**Exercise brief**. Below are the records; locate each line with the word "this" and copy it.

**Entries shown**.
◇ ◇ ◇
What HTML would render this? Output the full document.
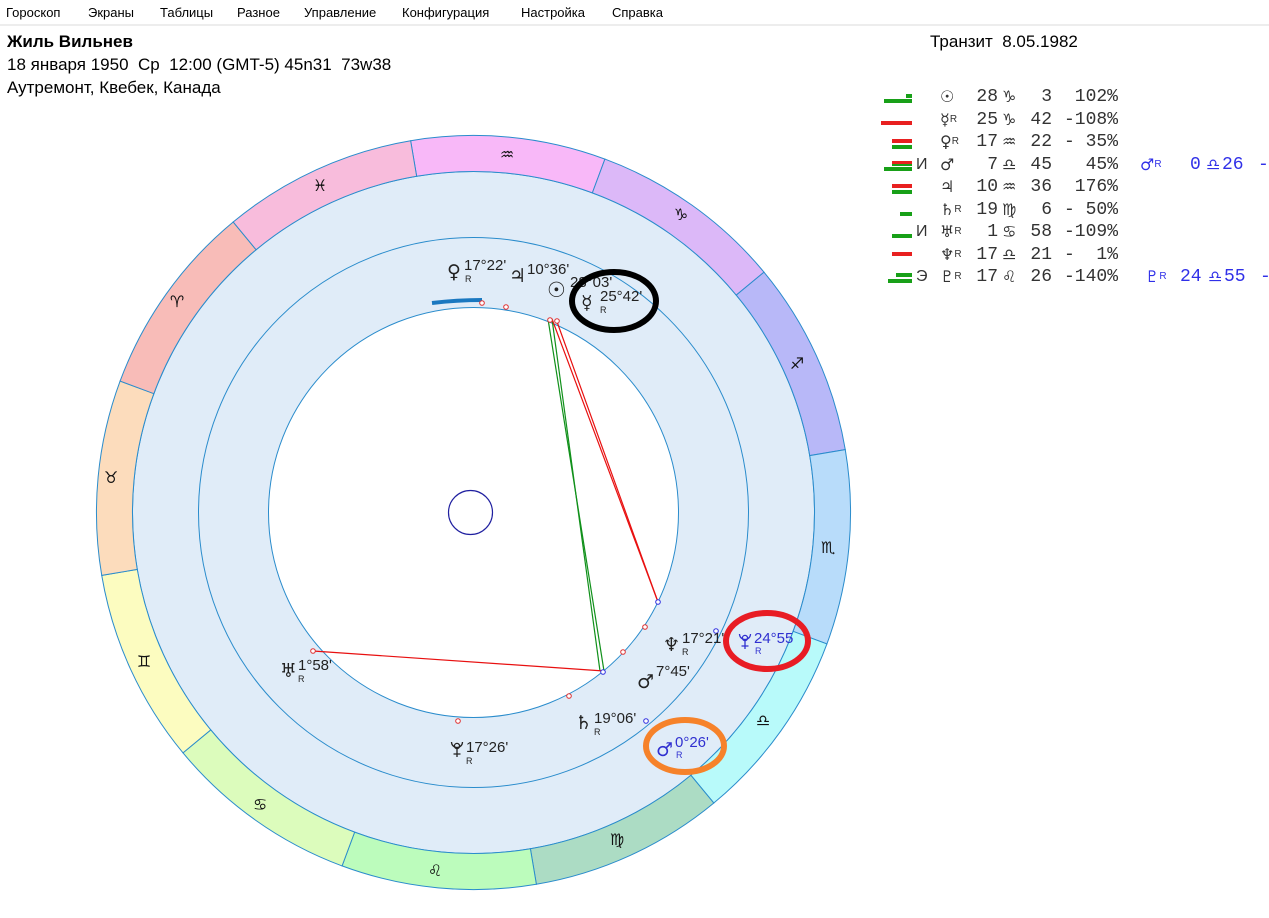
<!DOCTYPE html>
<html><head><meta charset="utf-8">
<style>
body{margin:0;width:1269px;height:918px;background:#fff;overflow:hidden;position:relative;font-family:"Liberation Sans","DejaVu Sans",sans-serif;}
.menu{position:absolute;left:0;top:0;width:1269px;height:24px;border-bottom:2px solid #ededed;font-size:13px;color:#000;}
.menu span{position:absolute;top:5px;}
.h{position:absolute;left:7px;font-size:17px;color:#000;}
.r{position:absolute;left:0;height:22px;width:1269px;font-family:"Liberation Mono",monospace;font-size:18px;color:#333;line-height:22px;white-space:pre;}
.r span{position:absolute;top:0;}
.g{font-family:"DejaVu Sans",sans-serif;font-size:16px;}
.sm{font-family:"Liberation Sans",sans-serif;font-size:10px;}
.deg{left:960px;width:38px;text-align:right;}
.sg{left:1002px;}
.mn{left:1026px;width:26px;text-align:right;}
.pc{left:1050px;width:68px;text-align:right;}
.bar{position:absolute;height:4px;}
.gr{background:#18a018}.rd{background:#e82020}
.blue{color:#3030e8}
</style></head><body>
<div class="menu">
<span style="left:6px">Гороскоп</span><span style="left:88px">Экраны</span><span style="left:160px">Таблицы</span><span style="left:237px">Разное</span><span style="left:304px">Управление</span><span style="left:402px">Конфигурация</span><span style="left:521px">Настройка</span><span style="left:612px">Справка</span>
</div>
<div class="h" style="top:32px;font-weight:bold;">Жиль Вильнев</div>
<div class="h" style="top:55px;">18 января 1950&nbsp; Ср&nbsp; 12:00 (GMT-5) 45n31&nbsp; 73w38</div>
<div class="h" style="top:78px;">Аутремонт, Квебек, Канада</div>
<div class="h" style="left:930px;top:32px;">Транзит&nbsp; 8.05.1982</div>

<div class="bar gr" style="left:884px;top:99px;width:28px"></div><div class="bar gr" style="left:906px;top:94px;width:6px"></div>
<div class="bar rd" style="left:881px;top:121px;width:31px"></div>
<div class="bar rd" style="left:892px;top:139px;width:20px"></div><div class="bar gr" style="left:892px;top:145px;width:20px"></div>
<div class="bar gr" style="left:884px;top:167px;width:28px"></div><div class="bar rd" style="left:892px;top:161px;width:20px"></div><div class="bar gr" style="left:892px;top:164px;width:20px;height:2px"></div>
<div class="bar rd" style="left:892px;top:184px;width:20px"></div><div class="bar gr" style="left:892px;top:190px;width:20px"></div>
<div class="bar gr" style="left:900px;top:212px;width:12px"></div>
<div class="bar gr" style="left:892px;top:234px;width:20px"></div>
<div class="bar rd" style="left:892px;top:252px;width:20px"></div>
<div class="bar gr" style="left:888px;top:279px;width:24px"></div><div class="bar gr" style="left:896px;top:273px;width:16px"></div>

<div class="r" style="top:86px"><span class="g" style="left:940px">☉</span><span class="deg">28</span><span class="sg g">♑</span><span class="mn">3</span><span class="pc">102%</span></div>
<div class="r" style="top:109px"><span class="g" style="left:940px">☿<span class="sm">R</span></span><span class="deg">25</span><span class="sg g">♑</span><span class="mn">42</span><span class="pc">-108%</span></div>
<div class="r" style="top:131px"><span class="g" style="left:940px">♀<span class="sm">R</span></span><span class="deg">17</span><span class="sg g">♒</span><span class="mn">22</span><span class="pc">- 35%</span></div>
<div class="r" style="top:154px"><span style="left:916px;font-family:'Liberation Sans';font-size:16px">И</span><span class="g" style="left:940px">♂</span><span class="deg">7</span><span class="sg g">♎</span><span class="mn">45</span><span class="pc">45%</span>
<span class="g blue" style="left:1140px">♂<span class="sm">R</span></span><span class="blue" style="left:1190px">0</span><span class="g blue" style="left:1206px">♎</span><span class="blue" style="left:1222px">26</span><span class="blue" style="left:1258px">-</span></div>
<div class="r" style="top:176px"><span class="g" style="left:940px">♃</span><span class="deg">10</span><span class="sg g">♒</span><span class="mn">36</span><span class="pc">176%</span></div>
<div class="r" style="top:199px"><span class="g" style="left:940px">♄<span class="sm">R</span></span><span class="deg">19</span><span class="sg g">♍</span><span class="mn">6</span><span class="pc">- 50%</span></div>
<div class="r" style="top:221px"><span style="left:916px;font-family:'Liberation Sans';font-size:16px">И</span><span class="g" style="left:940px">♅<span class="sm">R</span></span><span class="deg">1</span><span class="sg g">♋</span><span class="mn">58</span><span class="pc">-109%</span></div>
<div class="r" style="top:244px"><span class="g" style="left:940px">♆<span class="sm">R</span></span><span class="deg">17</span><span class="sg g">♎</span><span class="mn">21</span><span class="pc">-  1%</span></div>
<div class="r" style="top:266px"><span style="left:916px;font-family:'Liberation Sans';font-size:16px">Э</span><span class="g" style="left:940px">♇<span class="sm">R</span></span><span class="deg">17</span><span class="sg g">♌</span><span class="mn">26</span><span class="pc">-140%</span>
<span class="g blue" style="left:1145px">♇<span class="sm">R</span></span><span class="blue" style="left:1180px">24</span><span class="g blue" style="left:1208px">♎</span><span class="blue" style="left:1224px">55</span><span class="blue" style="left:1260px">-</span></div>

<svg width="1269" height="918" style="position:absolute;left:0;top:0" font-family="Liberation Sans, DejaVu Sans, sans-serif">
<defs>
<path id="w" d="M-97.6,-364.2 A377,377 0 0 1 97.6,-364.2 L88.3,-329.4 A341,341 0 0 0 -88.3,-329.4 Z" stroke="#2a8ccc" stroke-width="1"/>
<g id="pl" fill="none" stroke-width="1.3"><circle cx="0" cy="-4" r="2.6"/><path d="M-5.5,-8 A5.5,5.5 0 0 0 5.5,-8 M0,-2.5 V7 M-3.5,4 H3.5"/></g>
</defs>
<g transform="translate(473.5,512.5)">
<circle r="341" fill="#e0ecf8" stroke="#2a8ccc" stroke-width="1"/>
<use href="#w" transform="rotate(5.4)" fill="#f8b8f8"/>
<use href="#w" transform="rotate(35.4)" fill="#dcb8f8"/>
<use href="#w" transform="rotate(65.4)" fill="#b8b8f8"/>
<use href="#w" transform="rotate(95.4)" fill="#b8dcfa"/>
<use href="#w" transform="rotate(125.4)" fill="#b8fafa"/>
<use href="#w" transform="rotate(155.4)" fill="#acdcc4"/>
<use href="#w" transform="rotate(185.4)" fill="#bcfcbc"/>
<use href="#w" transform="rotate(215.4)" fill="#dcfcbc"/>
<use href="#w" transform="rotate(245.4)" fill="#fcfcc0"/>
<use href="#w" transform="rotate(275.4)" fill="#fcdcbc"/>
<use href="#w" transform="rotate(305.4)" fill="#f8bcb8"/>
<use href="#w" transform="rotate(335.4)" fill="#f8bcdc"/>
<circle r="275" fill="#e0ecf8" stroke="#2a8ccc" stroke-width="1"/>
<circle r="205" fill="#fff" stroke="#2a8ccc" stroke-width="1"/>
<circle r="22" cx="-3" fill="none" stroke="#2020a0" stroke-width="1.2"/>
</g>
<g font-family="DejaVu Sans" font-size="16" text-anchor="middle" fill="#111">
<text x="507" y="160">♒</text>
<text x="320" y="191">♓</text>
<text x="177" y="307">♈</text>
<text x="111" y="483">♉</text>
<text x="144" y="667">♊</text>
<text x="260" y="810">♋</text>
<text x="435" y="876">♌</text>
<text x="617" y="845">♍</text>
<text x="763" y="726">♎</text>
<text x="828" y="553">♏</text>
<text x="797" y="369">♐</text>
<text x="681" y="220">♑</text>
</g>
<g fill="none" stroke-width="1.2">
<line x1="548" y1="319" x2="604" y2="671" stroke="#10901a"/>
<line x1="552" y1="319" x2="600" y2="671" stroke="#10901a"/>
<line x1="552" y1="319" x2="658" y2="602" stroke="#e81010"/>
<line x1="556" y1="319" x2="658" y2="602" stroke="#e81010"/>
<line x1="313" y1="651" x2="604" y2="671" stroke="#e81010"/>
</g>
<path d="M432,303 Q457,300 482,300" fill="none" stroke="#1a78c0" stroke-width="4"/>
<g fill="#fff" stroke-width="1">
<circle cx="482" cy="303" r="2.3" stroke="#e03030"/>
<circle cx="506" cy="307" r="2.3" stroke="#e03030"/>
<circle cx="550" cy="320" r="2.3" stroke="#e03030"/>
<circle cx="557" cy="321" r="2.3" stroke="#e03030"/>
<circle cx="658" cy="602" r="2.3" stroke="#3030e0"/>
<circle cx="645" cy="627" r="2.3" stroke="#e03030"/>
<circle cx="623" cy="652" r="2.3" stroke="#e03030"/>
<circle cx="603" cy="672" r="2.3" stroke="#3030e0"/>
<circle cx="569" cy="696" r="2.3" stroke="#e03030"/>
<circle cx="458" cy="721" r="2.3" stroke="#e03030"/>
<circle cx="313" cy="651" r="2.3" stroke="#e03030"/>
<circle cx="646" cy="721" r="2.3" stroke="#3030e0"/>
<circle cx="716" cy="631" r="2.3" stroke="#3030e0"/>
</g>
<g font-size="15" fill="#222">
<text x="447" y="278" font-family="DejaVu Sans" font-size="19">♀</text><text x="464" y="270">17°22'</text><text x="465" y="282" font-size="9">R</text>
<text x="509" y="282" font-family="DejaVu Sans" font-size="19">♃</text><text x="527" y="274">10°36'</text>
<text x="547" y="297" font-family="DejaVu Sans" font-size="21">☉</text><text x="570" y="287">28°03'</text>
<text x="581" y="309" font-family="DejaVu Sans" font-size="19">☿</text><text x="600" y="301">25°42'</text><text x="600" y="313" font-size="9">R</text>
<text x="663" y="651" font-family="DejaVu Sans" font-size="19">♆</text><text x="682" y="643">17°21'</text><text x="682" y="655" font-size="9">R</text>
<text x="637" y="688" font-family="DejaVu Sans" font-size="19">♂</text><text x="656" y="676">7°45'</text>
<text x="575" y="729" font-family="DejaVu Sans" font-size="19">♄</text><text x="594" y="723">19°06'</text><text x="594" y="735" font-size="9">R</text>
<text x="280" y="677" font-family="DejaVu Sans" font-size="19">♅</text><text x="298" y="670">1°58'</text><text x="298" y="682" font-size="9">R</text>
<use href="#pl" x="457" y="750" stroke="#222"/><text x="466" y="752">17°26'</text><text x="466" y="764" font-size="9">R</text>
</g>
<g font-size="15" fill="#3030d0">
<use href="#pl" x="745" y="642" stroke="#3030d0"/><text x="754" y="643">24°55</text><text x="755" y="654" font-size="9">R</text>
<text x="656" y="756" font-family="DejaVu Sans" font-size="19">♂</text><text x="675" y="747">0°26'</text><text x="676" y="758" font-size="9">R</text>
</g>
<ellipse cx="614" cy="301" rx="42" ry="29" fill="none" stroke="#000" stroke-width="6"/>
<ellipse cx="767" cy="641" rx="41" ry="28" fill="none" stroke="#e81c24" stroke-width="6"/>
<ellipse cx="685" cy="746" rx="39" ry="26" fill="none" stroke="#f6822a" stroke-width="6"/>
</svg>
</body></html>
◇ ◇ ◇
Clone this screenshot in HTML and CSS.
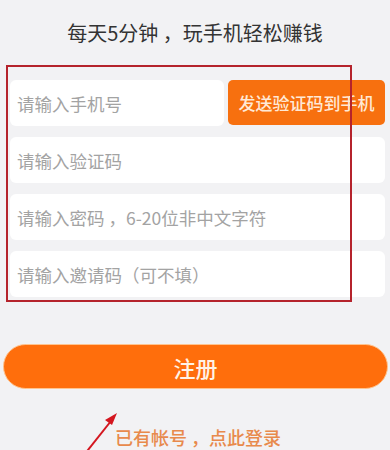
◇ ◇ ◇
**Output of the task**.
What HTML would render this? Output the full document.
Clone this screenshot in HTML and CSS.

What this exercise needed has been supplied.